Thursday, September 28, 2017

Across the Alps

Mrs. C. and I enjoyed a week in Piedmont recently, with a heavy (and I mean that in more than one sense) emphasis on the gastronomic delights of this beautiful region. As usual we travelled by train and this in turn meant an overnight stop in Lyon, following a fearfully early start in order to catch the only Eurostar that goes directly from London to Marseilles (thereby cutting out the usual faffing about trying to cross Paris). Our hotel was placed almost directly outside the main train station in Lyon and what could be more natural than to picture some of the highly modernist trams that serviced the area.

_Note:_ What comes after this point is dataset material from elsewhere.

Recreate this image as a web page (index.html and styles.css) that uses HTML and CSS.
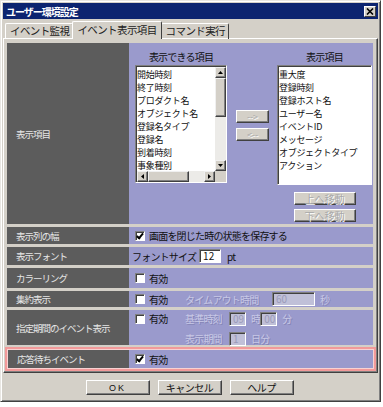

After Lyon we took the train to Turin, a wonderful journey cutting directly through the Alps and on to  four nights in Cuneo sampling what must be one of the finest cuisines in the world  (with an enormous emphasis on local production and rigorous standards) and then two nights in Turin, a city previously unknown to us. Unlike other Italian cities of its size, Turin is amazingly well-ordered, and easy to navigate. The whole centre (with only a few exceptions) comprises handsome buildings of some 5 floors in height, laid out on a regular grid system so precise that one can stand at the gates of the Royal Palace and look down through piazza after piazza to the equally imposing railway station 1km away. It has a large number of pedestrian only areas and many miles of porticos - wide streets with arched arcades running on both sides in Renaissance style. And it also has a tram system, but unlike those in Lyon, the impression is of a hotch-potch of styles that suggests either a devotion to preservation or a lack of cash. 



Perceptive readers will spot the that the two trams on the right, one rather old-fashioned in appearance, the other modern, are both working the no. 13 route. It's rather refreshing compared to the Underground where every train on each line is identical pretty well all of the time. Alas we were not able to ride any of them so as to determine which was the more comfortable.